Last month a peculiar thing happened at the European Parliament. Four men were observed placing books with the title Red Dalia in members’ pigeonholes. Nothing unusual, you say: pigeonholes are for putting missives in. But it wasn’t just any book, and the four men distributed it without permission. The eponymous Dalia in the book of 200-plus pages is none other than Lithuanian President Dalia Grybauskaitė, and the book alleges that she used to be involved with the KGB.
Red Dalia
© DELFI

Grybauskaitė has repeatedly warned of Russian aggression. That, Russian Deputy Foreign Minister Vasily Nebenzya warned last month, would have consequences for the Iron Lady of the Baltics. Russian Foreign Ministry spokesman Alexander Lukashevich went farther, complaining that Grybauskaitė had “belched out a new set of rude verbal assaults on Russia in an interview with a local radio station.”

But back to Red Dalia. Upon finding the volume in his cubbyhole the following day, member Antanas Guoga—a Lithuanian liberal—e-mailed Parliament President Martin Schulz regarding the mysterious literature. Francesca Ratti—acting director general of the Parliament’s Directorate-General for Security and Safety—and her staff investigated, and last week she sent Schultz her findings. What Ratti reported was explosive stuff. “Following verification, it has been established that one of the individuals who brought the books into the Parliament and distributed them was Mr. Kevin Ellul Bonici, who is a member of staff of the EFDD Secretariat,” she wrote to Schultz. “On the day of the incident, Mr. Ellul Bonici invited two guests into Parliament, one Russian citizen and one Polish citizen who was born in Moscow. We have also concluded that these two men helped distribute the books. We have not yet established the identity of the fourth person.”

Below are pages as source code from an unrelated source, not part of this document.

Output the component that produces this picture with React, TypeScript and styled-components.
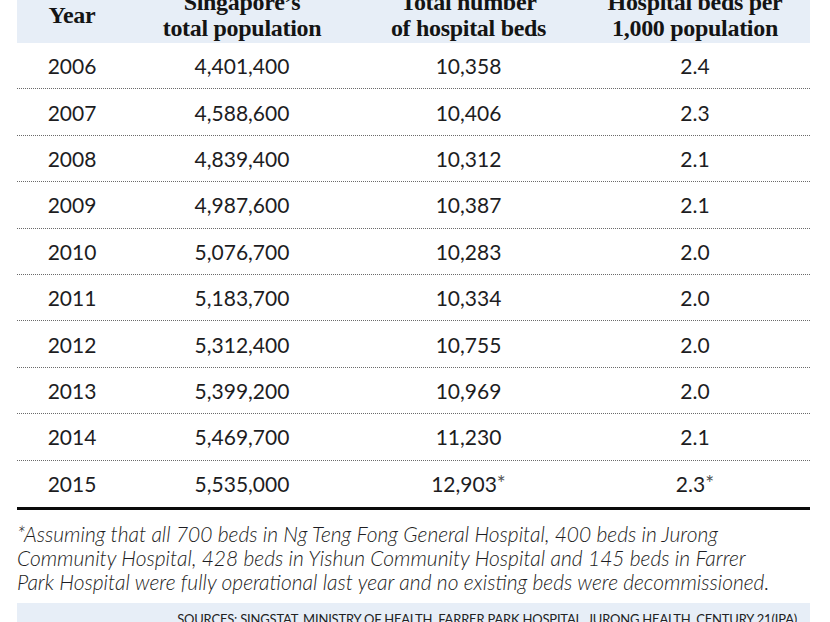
import React from "react";
import styled, { createGlobalStyle } from "styled-components";

const Global = createGlobalStyle`
  html, body { margin: 0; padding: 0; background: #ffffff; }
  body { overflow: hidden; }
`;

const Page = styled.div`
  width: 793px;
  padding-left: 17px;
  display: flex;
  flex-direction: column;
`;

const columns = "110px 230px 223px 230px";

const HeaderRow = styled.div`
  display: grid;
  grid-template-columns: ${columns};
  align-items: center;
  background: #e7eef7;
  margin-top: -19px;
  padding: 8px 0 2px;
  font-family: "Liberation Serif", "Times New Roman", serif;
  font-weight: 700;
  font-size: 24px;
  line-height: 26px;
  color: #141414;
  letter-spacing: -0.3px;
`;

const HeadCell = styled.div`
  text-align: center;
`;

const Row = styled.div<{ $last?: boolean }>`
  display: grid;
  grid-template-columns: ${columns};
  align-items: center;
  height: ${(p) => (p.$last ? "46.4px" : "45.4px")};
  border-bottom: ${(p) => (p.$last ? "3px solid #0a0a0a" : "1px dotted #6b6b6b")};
  font-family: Lato, "Open Sans", sans-serif;
  font-size: 21px;
  color: #1d1d1f;
`;

const Cell = styled.div`
  text-align: center;
`;

const Star = styled.span`
  font-size: 21px;
  line-height: 0;
  vertical-align: 1px;
  color: #555;
`;

const Footnote = styled.p`
  margin: 12px 0 0;
  font-family: Lato, "Open Sans", sans-serif;
  font-style: italic;
  font-weight: 300;
  font-size: 21px;
  line-height: 24px;
  color: #1d1d22;
  white-space: nowrap;
`;

const Sources = styled.div`
  margin-top: 9px;
  background: #e7eef7;
  height: 30px;
  padding: 8px 13px 0 0;
  text-align: right;
  font-family: Lato, "Open Sans", sans-serif;
  font-size: 13px;
  color: #222;
  text-transform: uppercase;
  letter-spacing: -0.2px;
`;

type Rec = { year: string; pop: string; beds: string; rate: string; star?: boolean };

const data: Rec[] = [
  { year: "2006", pop: "4,401,400", beds: "10,358", rate: "2.4" },
  { year: "2007", pop: "4,588,600", beds: "10,406", rate: "2.3" },
  { year: "2008", pop: "4,839,400", beds: "10,312", rate: "2.1" },
  { year: "2009", pop: "4,987,600", beds: "10,387", rate: "2.1" },
  { year: "2010", pop: "5,076,700", beds: "10,283", rate: "2.0" },
  { year: "2011", pop: "5,183,700", beds: "10,334", rate: "2.0" },
  { year: "2012", pop: "5,312,400", beds: "10,755", rate: "2.0" },
  { year: "2013", pop: "5,399,200", beds: "10,969", rate: "2.0" },
  { year: "2014", pop: "5,469,700", beds: "11,230", rate: "2.1" },
  { year: "2015", pop: "5,535,000", beds: "12,903", rate: "2.3", star: true },
];

export default function App() {
  return (
    <>
      <Global />
      <Page>
        <HeaderRow>
          <HeadCell>Year</HeadCell>
          <HeadCell>
            Singapore’s
            <br />
            total population
          </HeadCell>
          <HeadCell>
            Total number
            <br />
            of hospital beds
          </HeadCell>
          <HeadCell>
            Hospital beds per
            <br />
            1,000 population
          </HeadCell>
        </HeaderRow>
        {data.map((r, i) => (
          <Row key={r.year} $last={i === data.length - 1}>
            <Cell>{r.year}</Cell>
            <Cell>{r.pop}</Cell>
            <Cell>
              {r.beds}
              {r.star && <Star>*</Star>}
            </Cell>
            <Cell>
              {r.rate}
              {r.star && <Star>*</Star>}
            </Cell>
          </Row>
        ))}
        <Footnote>
          *Assuming that all 700 beds in Ng Teng Fong General Hospital, 400 beds in Jurong
          <br />
          Community Hospital, 428 beds in Yishun Community Hospital and 145 beds in Farrer
          <br />
          Park Hospital were fully operational last year and no existing beds were decommissioned.
        </Footnote>
        <Sources>
          Sources: Singstat, Ministry of Health, Farrer Park Hospital, Jurong Health, Century 21(IPA)
        </Sources>
      </Page>
    </>
  );
}
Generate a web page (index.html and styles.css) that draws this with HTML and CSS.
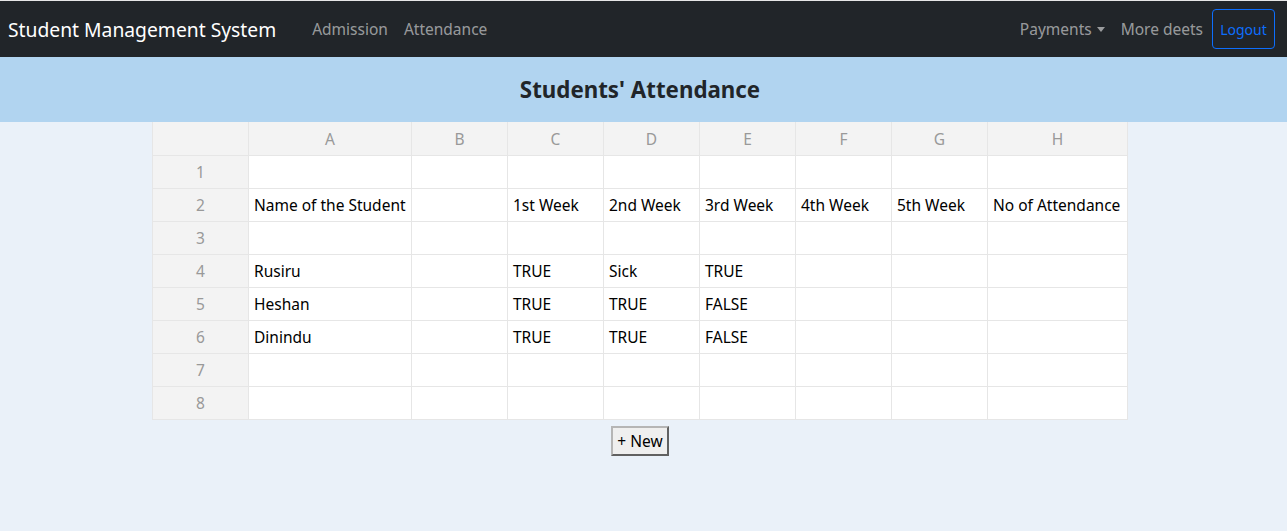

EFDD is the European Parliament’s Euroskeptic group, Europe of Freedom and Direct Democracy, led by Nigel Farage of the UK Independence Party. (Ellul Bonici is also married to a Eurosceptic Maltese politician, Sharon Ellul Bonici.) As I’ve previously written in Newsweek, Russia has successfully been courting support among the European Parliament’s non-mainstream parties and is using agents of influence to shape public opinion. Shaping public opinion, presumably, was exactly Ellul Bonici and his Russia-connected friends’ mission.